Edgar Allan Poe—widely credited with establishing modern detective fiction as a distinct genre—was fascinated by mathematics and science. His detective, C. Auguste Dupin, is regularly described as part poet, part mathematician.
In her 2017 essay, Reasoning Through Madness: The Detective in Gothic Crime Fiction, Michelle Miranda writes, “Poe was able to superimpose the illusion of logic and fact on the tales of horror and mystery, which allowed for the presentation of prevailing thoughts on science, logic and imagination. . . . In his [Dupin] stories, Poe [demonstrated] that when utilizing rational thought and reasoning, it was possible to discover causal links between events. In addition to causality, observation and comparison allowed scientists to identify and discriminate between objects and beings, which eventually became the cornerstone of criminal investigations and the forensic sciences.”
My interest in the specific connection between physics and writing is partly attributable to my friendship with author Andrew Crumey, who holds a PhD in theoretical physics. His self-described “philosophical comedies,” include Sputnik Caledonia, The Secret Knowledge, and Mobius Dick.
He tells me, “Science and art are both ways of organizing thought. Science is a form of detection. Think of the word ‘evidence.’ There is a problem to be solved—a definite ‘answer.’ Some novels do something like this—they tend to be crime novels, though not necessarily.”
“All complex narratives are networks,” writes Jane Alison in Meander, Spiral, Explode. “Any literary narrative of depth asks your brain to pull threads across the whole . . . your experience moving through them is never purely linear, but volumetric or spatial as your thoughts bounce across passages.”
That sounds like physics to me. This branch of science encompasses everything from mechanics, heat, light, radiation, sound, astronomy, atomic structure, electricity and magnetism. It demands elasticity of thought and an ability to think in metaphors. Physicists strive to describe the universe and understand the relationships between all its components.

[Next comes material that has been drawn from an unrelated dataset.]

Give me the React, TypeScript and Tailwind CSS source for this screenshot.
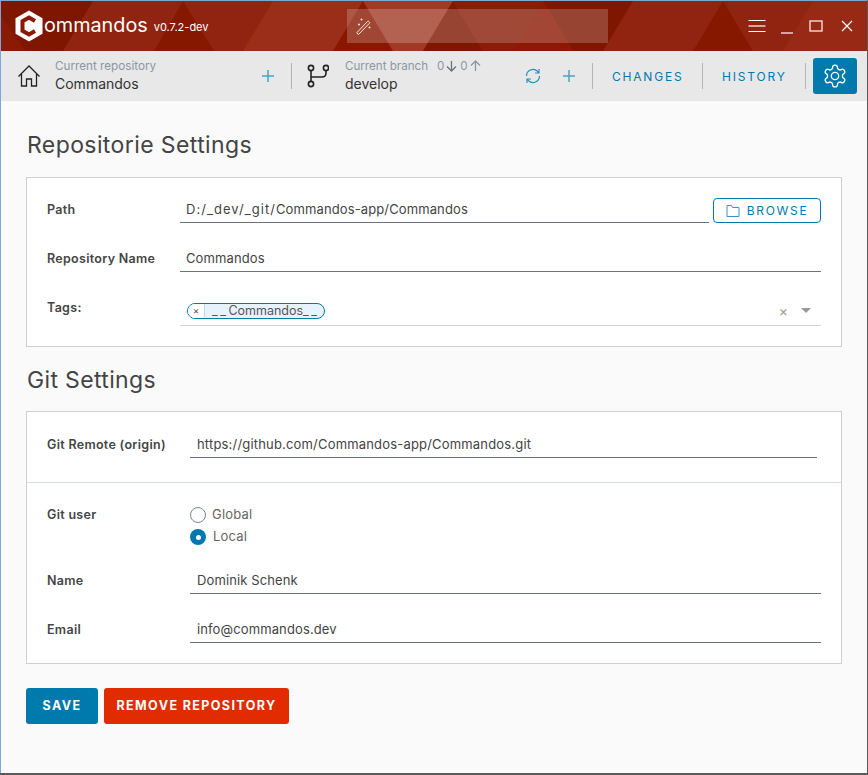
import type { ReactNode } from "react";

const font = { fontFamily: '"Inter", "Liberation Sans", sans-serif' };

function Divider({ className = "" }: { className?: string }) {
  return <div className={`w-px h-[26px] bg-[#b5b5b5] ${className}`} />;
}

function Plus({ className = "" }: { className?: string }) {
  return (
    <svg className={className} width="14" height="14" viewBox="0 0 14 14" fill="none" stroke="#4aa3c8" strokeWidth="1.5">
      <path d="M7 1v12M1 7h12" />
    </svg>
  );
}

// triangles behind the title bar
function TitleBackground() {
  return (
    <svg className="absolute inset-0" width="868" height="50" viewBox="0 0 868 50">
      <rect width="868" height="50" fill="#912410" />
      <path d="M0 0H92L62 50H0z" fill="#7f1600" />
      <path d="M0 15L25 50H0z" fill="#8b1a05" />
      <path d="M182 0L213 50H153z" fill="#871800" />
      <path d="M272 0H362L332 50H242z" fill="#9a2e18" />
      <path d="M362 0L392 50H332z" fill="#8a1800" />
      <path d="M362 0H452L422 50H392z" fill="#a03a25" />
      <path d="M452 0L482 50H422z" fill="#7f1600" />
      <path d="M452 0H542L512 50H482z" fill="#8a1c08" />
      <path d="M542 0H632L602 50H572z" fill="#7f1600" />
      <path d="M542 0L572 50H512z" fill="#8e1803" />
      <path d="M722 0L752 50H692z" fill="#871800" />
      <path d="M812 0H868V50H782z" fill="#982a15" />
    </svg>
  );
}

function Field({ children, className = "" }: { children: ReactNode; className?: string }) {
  return (
    <div className={`border-b border-[#6a7378] text-[13px] tracking-[0.12px] text-[#444] ${className}`}>
      {children}
    </div>
  );
}

function Row({ label, children, className = "", labelClass = "w-[133px] leading-[24px]" }: { label: string; children: ReactNode; className?: string; labelClass?: string }) {
  return (
    <div className={`flex items-start ${className}`}>
      <div className={`shrink-0 text-[12.5px] tracking-[0.3px] font-semibold text-[#454545] ${labelClass}`}>{label}</div>
      {children}
    </div>
  );
}

export default function App() {
  return (
    <div className="w-[868px] h-[775px] overflow-hidden bg-[#5a5a5a] relative" style={font}>
      <div className="flex flex-col h-[773px] w-[867px] border-l border-t border-[#7da7d9] bg-[#fafafa]">
        {/* titlebar */}
        <div className="relative h-[50px] shrink-0 overflow-hidden flex items-center text-white">
          <TitleBackground />
          <svg className="relative ml-[13px]" width="30" height="32" viewBox="0 0 30 32">
            <path d="M15 0.5 L28.5 8.2 V23.8 L15 31.5 L1.5 23.8 V8.2z" fill="#fff" />
            <path d="M21 11 L15 7.5 L8.5 11.2 V20.8 L15 24.5 L21 21" fill="none" stroke="#8a1a05" strokeWidth="4" />
          </svg>
          <span className="relative text-[19.8px] leading-none">ommandos</span>
          <span className="relative ml-[6px] mt-[3px] text-[11px]">v0.7.2-dev</span>
          <div className="absolute left-[346px] top-[8px] h-[34px] w-[261px] bg-white/20 flex items-center pl-[8px]">
            <svg width="18" height="18" viewBox="0 0 18 18" fill="none" stroke="#f6e3df" strokeWidth="1">
              <path d="M2 15.5L12.5 4.5a1 1 0 0 1 1.5 0.2l0.3 0.3a1 1 0 0 1 0 1.4L4 17a1 1 0 0 1-1.5 0z" />
              <path d="M6.5 1.5v2M5.5 2.5h2M4 6.5v2M3 7.5h2M14.5 9.5v2M13.5 10.5h2" />
            </svg>
          </div>
          <div className="absolute left-[747px] top-0 h-[50px] flex items-center">
            <svg width="18" height="14" viewBox="0 0 18 14" stroke="#fff">
              <path d="M0.5 1.5h17M0.5 12.5h17" />
              <path d="M0.5 7h17" strokeWidth="2" opacity="0.6" />
            </svg>
            <svg className="ml-[15px] mt-[1px]" width="12" height="14" viewBox="0 0 12 14" stroke="#fff" strokeWidth="1.2"><path d="M0 13h12" /></svg>
            <svg className="ml-[16px]" width="14" height="12" viewBox="0 0 14 12" fill="none" stroke="#f5dcd6" strokeWidth="1.4"><rect x="1" y="1" width="12" height="10" /></svg>
            <svg className="ml-[18px]" width="12" height="12" viewBox="0 0 12 12" stroke="#fff" strokeWidth="1.2"><path d="M1 1l10 10M11 1L1 11" /></svg>
          </div>
        </div>

        {/* toolbar */}
        <div className="h-[50px] shrink-0 bg-[#e8e8e8] flex items-center pl-[16px] text-[#333]">
          <svg width="24" height="24" viewBox="0 0 24 24" fill="none" stroke="#222" strokeWidth="1.3">
            <path d="M1.5 12.5 L12 2 L22.5 12.5 M4.5 10 V22 H9.5 V15 H14.5 V22 H19.5 V10" />
          </svg>
          <div className="ml-[14px] w-[206px] shrink-0">
            <div className="text-[11.7px] leading-[16px] text-[#8b97a3]">Current repository</div>
            <div className="text-[14px] leading-[20px]">Commandos</div>
          </div>
          <Plus />
          <Divider className="ml-[16px]" />
          <svg className="ml-[15px]" width="22" height="24" viewBox="0 0 22 24" fill="none" stroke="#222" strokeWidth="1.6">
            <circle cx="4" cy="4" r="2.6" /><circle cx="19" cy="4" r="2.6" /><circle cx="4" cy="20" r="2.6" />
            <path d="M4 6.6V17.4M4 13h11q4 0 4-4V6.6" />
          </svg>
          <div className="ml-[16px] w-[180px] shrink-0">
            <div className="text-[11.6px] leading-[16px] text-[#8b97a3] flex items-center">
              Current branch<span className="ml-[9px]">0</span>
              <svg className="ml-[2px]" width="11" height="12" viewBox="0 0 11 12" fill="none" stroke="#68737d" strokeWidth="1.3"><path d="M5.5 1v10M1 6.5l4.5 4.5 4.5-4.5" /></svg>
              <span className="ml-[3px]">0</span>
              <svg className="ml-[2px]" width="11" height="12" viewBox="0 0 11 12" fill="none" stroke="#8b97a3" strokeWidth="1.3"><path d="M5.5 11V1M1 5.5L5.5 1l4.5 4.5" /></svg>
            </div>
            <div className="text-[14px] leading-[20px]">develop</div>
          </div>
          <svg width="16" height="16" viewBox="0 0 16 16" fill="none" stroke="#2d8dbb" strokeWidth="1.2">
            <path d="M1.5 8a6.5 6.5 0 0 1 11-4.7L14 5M14 1v4h-4M14.5 8a6.5 6.5 0 0 1-11 4.7L2 11M2 15v-4h4" />
          </svg>
          <Plus className="ml-[21px]" />
          <Divider className="ml-[16px]" />
          <div className="ml-[19px] mt-[2px] w-[71px] text-[12px] tracking-[1.8px] text-[#0079ad] whitespace-nowrap">CHANGES</div>
          <Divider className="ml-[19px]" />
          <div className="ml-[19px] mt-[2px] w-[65px] text-[12px] tracking-[1.8px] text-[#0079ad] whitespace-nowrap">HISTORY</div>
          <Divider className="ml-[18px]" />
          <div className="ml-[7px] w-[44px] h-[36px] rounded-[3px] bg-[#0079ad] flex items-center justify-center">
            <svg width="26" height="26" viewBox="0 0 24 24" fill="none" stroke="#fff" strokeWidth="1.2">
              <circle cx="12" cy="12" r="3.4" />
              <path d="M12.22 2h-.44a2 2 0 0 0-2 2v.18a2 2 0 0 1-1 1.73l-.43.25a2 2 0 0 1-2 0l-.15-.08a2 2 0 0 0-2.73.73l-.22.38a2 2 0 0 0 .73 2.73l.15.1a2 2 0 0 1 1 1.72v.51a2 2 0 0 1-1 1.74l-.15.09a2 2 0 0 0-.73 2.73l.22.38a2 2 0 0 0 2.73.73l.15-.08a2 2 0 0 1 2 0l.43.25a2 2 0 0 1 1 1.73V20a2 2 0 0 0 2 2h.44a2 2 0 0 0 2-2v-.18a2 2 0 0 1 1-1.73l.43-.25a2 2 0 0 1 2 0l.15.08a2 2 0 0 0 2.73-.73l.22-.39a2 2 0 0 0-.73-2.73l-.15-.08a2 2 0 0 1-1-1.74v-.5a2 2 0 0 1 1-1.74l.15-.09a2 2 0 0 0 .73-2.73l-.22-.38a2 2 0 0 0-2.73-.73l-.15.08a2 2 0 0 1-2 0l-.43-.25a2 2 0 0 1-1-1.73V4a2 2 0 0 0-2-2z" />
            </svg>
          </div>
        </div>

        {/* content */}
        <div className="flex-1 pl-[25px] pr-[25px] pt-[29px]">
          <h2 className="pl-[1px] text-[23px] leading-[30px] tracking-[0.4px] text-[#444]">Repositorie Settings</h2>
          <div className="mt-[17px] h-[170px] border border-[#cfcfcf] bg-white pl-[20px] pr-[20px] pt-[20px]">
            <Row label="Path">
              <Field className="w-[529px] h-[25px] pl-[6px] leading-[23px]">
                <span className="tracking-[1.05px]">D:/_dev/_git/</span>Commandos-app/Commandos
              </Field>
              <div className="ml-[4px] w-[108px] h-[25px] rounded-[4px] border border-[#0079ad] flex items-center justify-center text-[12px] tracking-[1.7px] text-[#0079ad]">
                <svg className="mr-[7px]" width="14" height="14" viewBox="0 0 14 14" fill="none" stroke="#3c93bb" strokeWidth="1"><path d="M1 1.5h4.5l1 2H13v9H1z" /></svg>
                BROWSE
              </div>
            </Row>
            <Row label="Repository Name" className="mt-[24px]">
              <Field className="flex-1 h-[25px] pl-[6px] leading-[23px]">Commandos</Field>
            </Row>
            <Row label="Tags:" className="mt-[24px]">
              <div className="flex-1 h-[30px] border-b border-[#cfd4d6] flex items-center pl-[7px] pr-[10px]">
                <div className="h-[16px] w-[138px] rounded-full border border-[#0079ad] bg-[#e6f3fc] flex items-center text-[12.5px] text-[#565656] overflow-hidden">
                  <span className="w-[17px] h-full shrink-0 bg-white border-r border-[#b9dcf0] text-[10px] leading-[13px] text-center">×</span>
                  <span className="pl-[7px] whitespace-nowrap leading-[14px]">
                    <span className="tracking-[2.5px]">__</span>Commandos<span className="tracking-[2.5px]">__</span>
                  </span>
                </div>
                <span className="ml-auto text-[14px] text-[#999]">×</span>
                <div className="ml-[13px] w-0 h-0 border-l-[5px] border-r-[5px] border-t-[5px] border-l-transparent border-r-transparent border-t-[#999]" />
              </div>
            </Row>
          </div>

          <h2 className="mt-[18px] pl-[1px] text-[23px] leading-[30px] tracking-[0.35px] text-[#444]">Git Settings</h2>
          <div className="mt-[16px] h-[253px] border border-[#cfcfcf] bg-white">
            <div className="h-[71px] pl-[20px] pr-[24px] pt-[20px] border-b border-[#d5dde0]">
              <Row label="Git Remote (origin)" labelClass="w-[143px] leading-[26px]">
                <Field className="flex-1 h-[26px] pl-[7px] leading-[24px]">
                  <span className="tracking-[0.18px]">https://github.com/Commandos-app/Commandos.git</span>
                </Field>
              </Row>
            </div>
            <div className="pl-[20px] pr-[20px] pt-[20px]">
              <div className="flex">
                <div className="w-[143px] text-[12.5px] tracking-[0.3px] leading-[24px] font-semibold text-[#454545]">Git user</div>
                <div className="flex flex-col gap-[6px] text-[13px] tracking-[0.2px] text-[#666]">
                  <div className="flex items-center h-[16px] mt-[4px]">
                    <span className="w-4 h-4 rounded-full border border-[#7a868c]" />
                    <span className="ml-[6px]">Global</span>
                  </div>
                  <div className="flex items-center h-[16px]">
                    <span className="w-4 h-4 rounded-full bg-[#0079ad] flex items-center justify-center">
                      <span className="w-[5px] h-[5px] rounded-full bg-white" />
                    </span>
                    <span className="ml-[7px]">Local</span>
                  </div>
                </div>
              </div>
              <Row label="Name" className="mt-[23px]" labelClass="w-[143px] leading-[26px]">
                <Field className="flex-1 h-[26px] pl-[7px] leading-[24px]">Dominik Schenk</Field>
              </Row>
              <Row label="Email" className="mt-[23px]" labelClass="w-[143px] leading-[26px]">
                <Field className="flex-1 h-[26px] pl-[7px] leading-[24px]">info@commandos.dev</Field>
              </Row>
            </div>
          </div>

          <div className="mt-[24px] flex gap-[6px] text-[12.5px] font-bold tracking-[1.4px] text-white">
            <div className="w-[72px] h-[36px] rounded-[3px] bg-[#0079ad] flex items-center justify-center">SAVE</div>
            <div className="w-[185px] h-[36px] rounded-[3px] bg-[#e12b00] flex items-center justify-center">REMOVE REPOSITORY</div>
          </div>
        </div>
      </div>
    </div>
  );
}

That’s what novelists do, too!
As Crumey and others have noted, there’s an affinity between scientific and detective work, which brings us to the next reason for my interest in physics: as the programmer of Granite Noir, Aberdeen’s crime writing festival, I’m immersed in the world of crime fiction, where former physicists abound. Representing theoretical physics are Doug Johnstone (A Dark Matter and soon, The Big Chill), S. J. Watson (Before I Go To Sleep, and the upcoming Final Cut), Lexie Elliott (The Missing Years, The French Girl), and Valerie Laws (The Rotting Spot). Weighing in for research physicists are Helen Sedgwick (When the Dead Come Calling) and Camille Minichino (The Periodic Table mysteries).
I tracked some of them down to discuss the links between science and art.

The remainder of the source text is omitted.